→ **Exercise brief**
Give back the full listing, character for character, with no pictures.

________________________

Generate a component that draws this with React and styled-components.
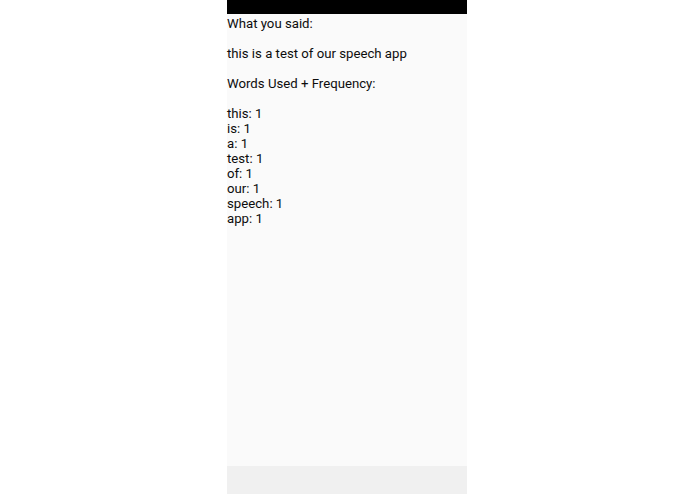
import React from "react";
import styled, { createGlobalStyle } from "styled-components";

const Global = createGlobalStyle`
  html, body { margin: 0; padding: 0; background: #ffffff; }
  body { font-family: Roboto, "Liberation Sans", sans-serif; }
`;

const Page = styled.div`
  display: flex;
  justify-content: center;
  height: 494px;
  padding-right: 1px;
`;

const Phone = styled.div`
  width: 240px;
  display: flex;
  flex-direction: column;
  background: #fafafa;
`;

const StatusBar = styled.div`
  height: 14px;
  background: #000000;
`;

const Content = styled.div`
  flex: 1;
  padding-top: 1.5px;
  color: #0d0d0d;
  font-size: 13.2px;
  line-height: 15px;
`;

const Para = styled.p`
  margin: 0 0 15px;
`;

const WordRow = styled.div``;

const BottomBar = styled.div`
  height: 28px;
  background: #f0f0f0;
`;

const spoken = "this is a test of our speech app";

export default function App() {
  const counts = spoken.split(" ").reduce((acc, w) => {
    acc[w] = (acc[w] || 0) + 1;
    return acc;
  }, {});

  return (
    <Page>
      <Global />
      <Phone>
        <StatusBar />
        <Content>
          <Para>What you said:</Para>
          <Para>{spoken}</Para>
          <Para>Words Used + Frequency:</Para>
          {Object.keys(counts).map((w) => (
            <WordRow key={w}>
              {w}: {counts[w]}
            </WordRow>
          ))}
        </Content>
        <BottomBar />
      </Phone>
    </Page>
  );
}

________________________

→ **Worked solution**
Generate a component that draws this with React and styled-components.
import React from "react";
import styled, { createGlobalStyle } from "styled-components";

const Global = createGlobalStyle`
  html, body { margin: 0; padding: 0; background: #ffffff; }
  body { font-family: Roboto, "Liberation Sans", sans-serif; }
`;

const Page = styled.div`
  display: flex;
  justify-content: center;
  height: 494px;
  padding-right: 1px;
`;

const Phone = styled.div`
  width: 240px;
  display: flex;
  flex-direction: column;
  background: #fafafa;
`;

const StatusBar = styled.div`
  height: 14px;
  background: #000000;
`;

const Content = styled.div`
  flex: 1;
  padding-top: 1.5px;
  color: #0d0d0d;
  font-size: 13.2px;
  line-height: 15px;
`;

const Para = styled.p`
  margin: 0 0 15px;
`;

const WordRow = styled.div``;

const BottomBar = styled.div`
  height: 28px;
  background: #f0f0f0;
`;

const spoken = "this is a test of our speech app";

export default function App() {
  const counts = spoken.split(" ").reduce((acc, w) => {
    acc[w] = (acc[w] || 0) + 1;
    return acc;
  }, {});

  return (
    <Page>
      <Global />
      <Phone>
        <StatusBar />
        <Content>
          <Para>What you said:</Para>
          <Para>{spoken}</Para>
          <Para>Words Used + Frequency:</Para>
          {Object.keys(counts).map((w) => (
            <WordRow key={w}>
              {w}: {counts[w]}
            </WordRow>
          ))}
        </Content>
        <BottomBar />
      </Phone>
    </Page>
  );
}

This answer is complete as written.